Über das Motiv wird im Haus gerätselt, die Polizei ist sich auch noch nicht sicher. Vieles deutet auf eine Beziehungstat hin. Wie die RNZ aus unbestätigten Quellen erfuhr, soll der Mann schwer krank gewesen sein. Da sein psychisch angeschlagener Sohn auf ständige Hilfe angewiesen war, habe er keinen anderen Ausweg mehr gesehen und seine ganze Familie ausgelöscht. Falls dem so wäre, handelt es sich um erweiterten Suizid.
Der Täter war ein 71-Jähriger, der seine Frau (75) und seinen Sohn (43) erschoss. Er hatte für seine Pistole einen Waffenschein und war nach RNZ-Informationen seit langen Jahren Mitglied bei der Schützengesellschaft Wiesloch, wo er als zuverlässig, hilfsbereit und engagiert galt. Den Sohn kannten im Haus die wenigsten: "Ich habe die Familie ab und an gesehen, wir haben uns freundlich gegrüßt. Von einem Sohn habe ich nichts mitbekommen", sagt Tanja Kauzer, die seit acht Jahren hier wohnt. Von der Tat selbst hat sie "gar nichts bemerkt", sie meint: "Das kann überall passieren."
Beata Libowski durfte nicht mehr in ihre Wohnung zurück, als die Polizei das Haus aus Sicherheitsgründen abriegelte: "Das war der schlimmste Horror." Das ging etlichen Bewohnern so - manche waren noch einmal mit ihrem Hund draußen, andere kamen gerade von der Arbeit. Wie ein Mann, der hier seit 18 Jahren Eigentümer einer Wohnung ist: "Ich kam später nach Hause, alles war abgesperrt, also musste ich im Auto warten. Was passiert war, wusste ich nicht. Aber meine Frau hat zuhause die Schüsse gehört."
Für alle, die während des Polizeieinsatzes in der Kälte warten mussten, hatte die Polizei einen RNV-Bus zum Aufwärmen organisiert. Manche Nachbarn drohten, die Absperrungen zu ignorieren - bis die Polizei einschritt. Aber alles in allem reagierten die Personen im Hof besonnen.
Besonders erbost ist Libowski, dass die Bewohner vom Otto-Hahn-Platz "als Assis hingestellt" wurden.

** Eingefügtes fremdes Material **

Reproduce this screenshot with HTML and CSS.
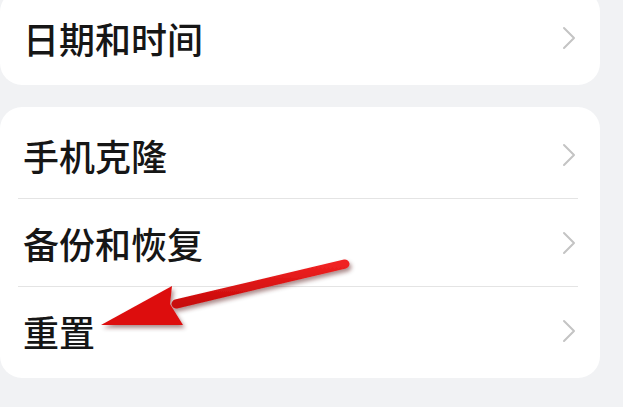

Das bezieht sich auf die Aussage des Hausmeisters, wonach die Polizei schon öfters in diesem Haus im Einsatz gewesen sei. In manchen Medien hieß es zudem, dass der Emmertsgrund ein sozialer Brennpunkt sei.
Allerdings ist der Stadtteil in Sachen Kriminalität völlig unauffällig, und große Teile bestehen aus Mehrfamilienhäusern oder Eigentumswohnungen (wie am Otto-Hahn-Platz). Diese Stigmatisierung ihres Quartiers empört Libowski: "Wir gehen hier alle arbeiten und haben unser Leben im Griff." Aber ist die wachsende Anonymität nicht gerade in diesem 15-stöckigen Hochhaus ein Problem? Die ältere Frau, die hier seit Anfang der neunziger Jahre wohnt, meint nur: "Das ist doch überall so. Nur die, die hier schon länger wohnen, unterhalten sich noch."